Coaches listen carefully

At some point, baby gosling got totally carried away by the river… It looked like she is not going to stop ’til the ocean! So she started to make loud, fast ‘sheeep-sheeep-sheeep!’ sounds to signal Daddy that she is in trouble.

So when I’m having a coaching conversation, I’m listening closely. I pay attention to words, pauses, gestures, facial expressions… even the tension and energy coming from the client. People rarely make cute baby goose sounds, and rarely say explicitly what their biggest fears are… But us, coaches, have to be able to notice if something is wrong, if you guys are blocked, confused or afraid. So we could help you work your way through the mess.

Coaches are present… talking is overrated

Do you want to know what happened, when the river swept away the baby? Did Papa Goose give advice to his youngster? Told her what to do next? Warned her to be careful? No. Not a word. Not even a question.

He just stopped, swam right back to her and stayed with her.

Sometimes that’s all we can do. When the situation is just terribly bad, and my friend just cannot humanly do anything about it, I just stay with her. A little compassionate listening can go a long way to help us feel heard.

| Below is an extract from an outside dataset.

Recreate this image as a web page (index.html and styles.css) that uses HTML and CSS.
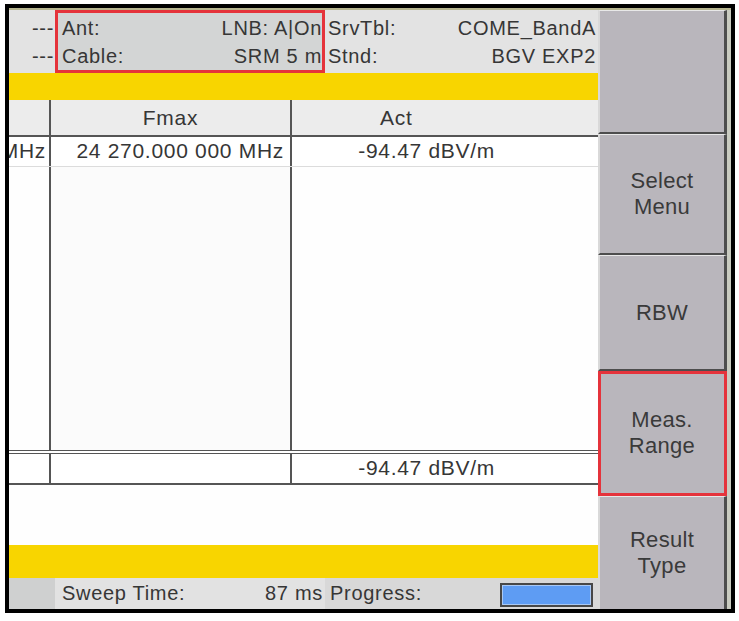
FILE: index.html
```html
<!DOCTYPE html>
<html>
<head>
<meta charset="utf-8">
<link rel="stylesheet" href="styles.css">
</head>
<body>
<div class="screen">
  <div class="main">
    <div class="hdr">
      <div class="hcol ha">
        <div class="kv"><span></span><span>---</span></div>
        <div class="kv"><span></span><span>---</span></div>
      </div>
      <div class="hcol hb">
        <div class="kv"><span>Ant:</span><span>LNB: A|On</span></div>
        <div class="kv"><span>Cable:</span><span>SRM 5 m</span></div>
      </div>
      <div class="hcol hc">
        <div class="kv"><span>SrvTbl:</span><span>COME_BandA</span></div>
        <div class="kv"><span>Stnd:</span><span>BGV EXP2</span></div>
      </div>
    </div>
    <div class="ybar top"></div>
    <div class="row colhdr">
      <div class="c1"></div>
      <div class="c2 center">Fmax</div>
      <div class="c3 act">Act</div>
    </div>
    <div class="row data r1">
      <div class="c1 clip">000 MHz</div>
      <div class="c2 num">24 270.000 000 MHz</div>
      <div class="c3 num">-94.47 dBV/m</div>
    </div>
    <div class="row empty">
      <div class="c1"></div>
      <div class="c2"></div>
      <div class="c3"></div>
    </div>
    <div class="row data r2">
      <div class="c1"></div>
      <div class="c2"></div>
      <div class="c3 num">-94.47 dBV/m</div>
    </div>
    <div class="blank"></div>
    <div class="ybar bottom"></div>
    <div class="status">
      <div class="sa"></div>
      <div class="sb"><span>Sweep Time:</span><span>87 ms</span></div>
      <div class="sc"><span>Progress:</span><span class="prog"></span></div>
    </div>
  </div>
  <div class="softkeys">
    <div class="key k1"></div>
    <div class="key k2"><span>Select<br>Menu</span></div>
    <div class="key k3"><span>RBW</span></div>
    <div class="key k4 marked"><span>Meas.<br>Range</span></div>
    <div class="key k5"><span>Result<br>Type</span></div>
  </div>
</div>
</body>
</html>
```
FILE: styles.css
```css
* { box-sizing: border-box; }
html, body { margin: 0; padding: 0; background: #fff; }
body {
  font-family: "Liberation Sans", Arial, sans-serif;
  color: #363636;
}
.screen {
  margin: 4px 0 0 5px;
  width: 730px;
  height: 609px;
  border: 4px solid #000;
  display: flex;
  background: #fff;
}
.main {
  width: 589px;
  display: flex;
  flex-direction: column;
}
/* header */
.hdr {
  height: 65px;
  border-top: 2px solid #b6b58f;
  display: grid;
  grid-template-columns: 46px 270px 1fr;
  background: #e3e3e3;
  font-size: 20px;
  letter-spacing: 0.7px;
}
.hcol { padding-top: 4px; }
.kv {
  display: flex;
  justify-content: space-between;
  height: 28px;
  line-height: 28px;
  white-space: nowrap;
}
.ha { padding-right: 1px; }
.hb {
  border: 3px solid #e5333b;
  padding: 1px 0 0 4px;
  background: #d3d5d5;
}
.hc { padding-left: 3px; padding-right: 2px; }
.ybar { background: #f8d500; }
.ybar.top { height: 27px; }
.ybar.bottom { height: 33px; }
/* table */
.row {
  display: flex;
  font-size: 21px;
  letter-spacing: 0.7px;
  white-space: nowrap;
}
.c1 { width: 42px; border-right: 2px solid #555; }
.c2 { width: 241px; border-right: 2px solid #555; }
.c3 { flex: 1; }
.colhdr {
  height: 37px;
  background: #ececec;
  border-bottom: 2px solid #555;
  line-height: 35px;
}
.center { text-align: center; }
.act { padding-left: 88px; }
.data { line-height: 28px; }
.r1 {
  height: 30px;
  border-bottom: 1px solid #dcdcdc;
}
.r1 .c3, .r2 .c3 { flex: 0 0 212px; }
.num { text-align: right; padding-right: 6px; }
.r1 .c3.num, .r2 .c3.num { padding-right: 9px; }
.clip {
  overflow: hidden;
  display: flex;
  justify-content: flex-end;
  padding-right: 3px;
}
.empty {
  flex: 1;
  background: #fefefe;
}
.empty .c2 { background: #fbfbfb; }
.r2 {
  height: 35px;
  border-top: 4px double #555;
  border-bottom: 2px solid #555;
}
.blank { height: 60px; background: #fefefe; }
/* status */
.status {
  height: 31px;
  display: grid;
  grid-template-columns: 46px 270px 1fr;
  font-size: 20px;
  letter-spacing: 0.7px;
  line-height: 31px;
  white-space: nowrap;
}
.sa { background: #cfd0d0; }
.sb {
  background: #e2e2e2;
  display: flex;
  justify-content: space-between;
  padding: 0 2px 0 7px;
}
.sc {
  background: #d8d8d8;
  display: flex;
  justify-content: space-between;
  align-items: center;
  padding: 0 5px 0 5px;
}
.prog {
  width: 93px;
  height: 24px;
  margin-top: 3px;
  border: 2px solid #474747;
  background: #5e9cf3;
  box-shadow: inset 0 0 0 1px #a9c8f3;
}
/* softkeys */
.softkeys {
  flex: 1;
  display: flex;
  flex-direction: column;
  border-top: 2px solid #b6b58f;
  background: #c9cbc0;
  padding-right: 4px;
}
.key {
  background: #b9b6bc;
  border-top: 1px solid #e8e8e8;
  border-left: 2px solid #d9d9d9;
  border-right: 3px solid #4d4d4d;
  border-bottom: 2px solid #4d4d4d;
  display: flex;
  align-items: center;
  justify-content: center;
  text-align: center;
  font-size: 22px;
  line-height: 26px;
  letter-spacing: 0.3px;
  color: #3a3a3a;
}
.k1 { height: 124px; }
.k2 { height: 121px; }
.k3 { height: 116px; }
.k4 { height: 125px; }
.k5 { flex: 1; border-bottom: none; }
.marked { outline: 3px solid #e5333b; outline-offset: -3px; }
```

And solutions will come later.

Coaches stay in touch and cheer

I noticed that while the baby found her solution, and jumped on rocks then swam a bit on quieter water then got out and jumped on rocks a bit again, Daddy made some gentle sounds from time to time. It was like ‘You’re getting there! Keep it up!’

His presence and his voice was enough for the gosling to calm down and keep paddling.

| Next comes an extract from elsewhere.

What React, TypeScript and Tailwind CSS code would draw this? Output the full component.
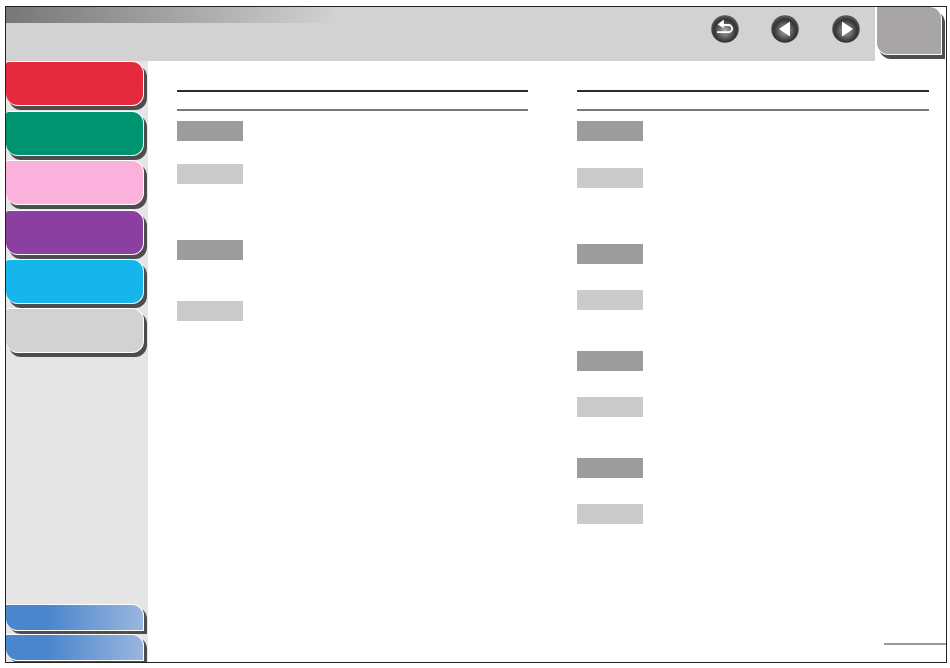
import React from "react";

const navItems = [
  { fill: "bg-[#e62a3d]", mt: "mt-0" },
  { fill: "bg-[#00936f]", mt: "mt-[5px]" },
  { fill: "bg-[#fab2dc]", mt: "mt-[4px]" },
  { fill: "bg-[#8b3fa0]", mt: "mt-[5px]" },
  { fill: "bg-[#16b5ec]", mt: "mt-[4px]" },
  { fill: "bg-[#d2d2d2]", mt: "mt-[4px]" },
];

type BarItem = { dark: boolean; mt: string };

const leftBars: BarItem[] = [
  { dark: true, mt: "mt-[10px]" },
  { dark: false, mt: "mt-[23px]" },
  { dark: true, mt: "mt-[56px]" },
  { dark: false, mt: "mt-[41px]" },
];

const rightBars: BarItem[] = [
  { dark: true, mt: "mt-[10px]" },
  { dark: false, mt: "mt-[27px]" },
  { dark: true, mt: "mt-[56px]" },
  { dark: false, mt: "mt-[26px]" },
  { dark: true, mt: "mt-[41px]" },
  { dark: false, mt: "mt-[26px]" },
  { dark: true, mt: "mt-[41px]" },
  { dark: false, mt: "mt-[26px]" },
];

function RoundIcon({ id, children }: { id: string; children: React.ReactNode }) {
  return (
    <svg width="28" height="28" viewBox="0 0 28 28" className="block">
      <defs>
        <radialGradient id={id} cx="50%" cy="56%" r="52%">
          <stop offset="0%" stopColor="#b4b4b4" />
          <stop offset="32%" stopColor="#7a7a7a" />
          <stop offset="78%" stopColor="#333333" />
          <stop offset="100%" stopColor="#555555" />
        </radialGradient>
      </defs>
      <circle cx="14" cy="14" r="13.8" fill={`url(#${id})`} />
      {children}
    </svg>
  );
}

function Column({ bars, width }: { bars: BarItem[]; width: string }) {
  return (
    <div className={`${width} flex flex-col`}>
      <div className="h-[2px] bg-[#2b2b2b]" />
      <div className="h-[2px] mt-[17px] bg-[#777777]" />
      {bars.map((b, i) => (
        <div
          key={i}
          className={`${b.mt} w-[66px] h-5 ${b.dark ? "bg-[#9c9c9c]" : "bg-[#cbcbcb]"}`}
        />
      ))}
    </div>
  );
}

export default function App() {
  return (
    <div className="w-[950px] h-[668px] bg-white pt-[6px] pl-[5px]">
      <div className="w-[942px] h-[657px] border border-[#222222] flex flex-col bg-white overflow-hidden">
        <header className="h-[54px] flex shrink-0">
          <div className="w-[869px] bg-[#d2d2d2] bg-[linear-gradient(90deg,#777777,#d2d2d2)] bg-no-repeat bg-[length:334px_16px] flex justify-end gap-[32px] pt-[8px] pr-[15px]">
            <RoundIcon id="g1">
              <path
                d="M6 17.2h11.5a3.6 3.6 0 0 0 0-7.2H11"
                fill="none"
                stroke="#fff"
                strokeWidth="1.8"
              />
              <path d="M12.8 4.6 6.6 9.4 12.8 13.2Z" fill="#fff" />
            </RoundIcon>
            <RoundIcon id="g2">
              <path d="M19 6.5v15L8 14Z" fill="#fff" />
            </RoundIcon>
            <div className="ml-px">
              <RoundIcon id="g3">
                <path d="M10 6.5v15L21 14Z" fill="#fff" />
              </RoundIcon>
            </div>
          </div>
          <div className="pl-px relative z-10">
            <div className="w-[66px] h-[48px] bg-[#a7a5a5] border-b border-r border-l border-white rounded-tr-[12px] rounded-bl-[12px] shadow-[3px_4px_0_#4d4d4d]" />
          </div>
        </header>
        <div className="flex-1 flex min-h-0">
          <aside className="w-[142px] bg-[#e5e5e5] flex flex-col shrink-0">
            {navItems.map((n, i) => (
              <div
                key={i}
                className={`${n.mt} ${n.fill} w-[138px] h-[45px] border-t border-r border-b border-white rounded-tl-[3px] rounded-tr-[12px] rounded-bl-[12px] rounded-br-[12px] shadow-[3px_4px_0_#4d4d4d]`}
              />
            ))}
            <div className="mt-auto flex flex-col gap-[3px] pb-[1px]">
              <div className="w-[138px] h-[27px] bg-[linear-gradient(90deg,#4a86cd_30%,#9ab5de)] border-t border-r border-b border-white rounded-tr-[12px] rounded-bl-[12px] shadow-[3px_3px_0_#4d4d4d]" />
              <div className="w-[138px] h-[27px] bg-[linear-gradient(90deg,#4a86cd_30%,#9ab5de)] border-t border-r border-b border-white rounded-tr-[12px] rounded-bl-[12px] shadow-[3px_3px_0_#4d4d4d]" />
            </div>
          </aside>
          <main className="flex-1 flex flex-col min-w-0">
            <div className="flex gap-[49px] pl-[29px] pt-[29px]">
              <Column bars={leftBars} width="w-[351px]" />
              <Column bars={rightBars} width="w-[352px]" />
            </div>
            <div className="mt-auto mb-[17px] flex justify-end">
              <div className="w-[62px] h-[2px] bg-[#999999]" />
            </div>
          </main>
        </div>
      </div>
    </div>
  );
}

Coaches are the same for clients. You can count on us to be there when you are panicking, overwhelmed or ready to give up. Can we solve the problem for you? No.

But we can point out your strengths and cheer your efforts, as you are paddling like crazy and jumping on rocks. Way to go, baby goose!

Take away

In the end, the baby got a learning experience, some confidence boost and reached her goal. I work for about the same for all my clients, too. 🙂

If you have any questions, write a comment below or contact me through my contact page for a complimentary 30 minutes phone coaching session. Take care!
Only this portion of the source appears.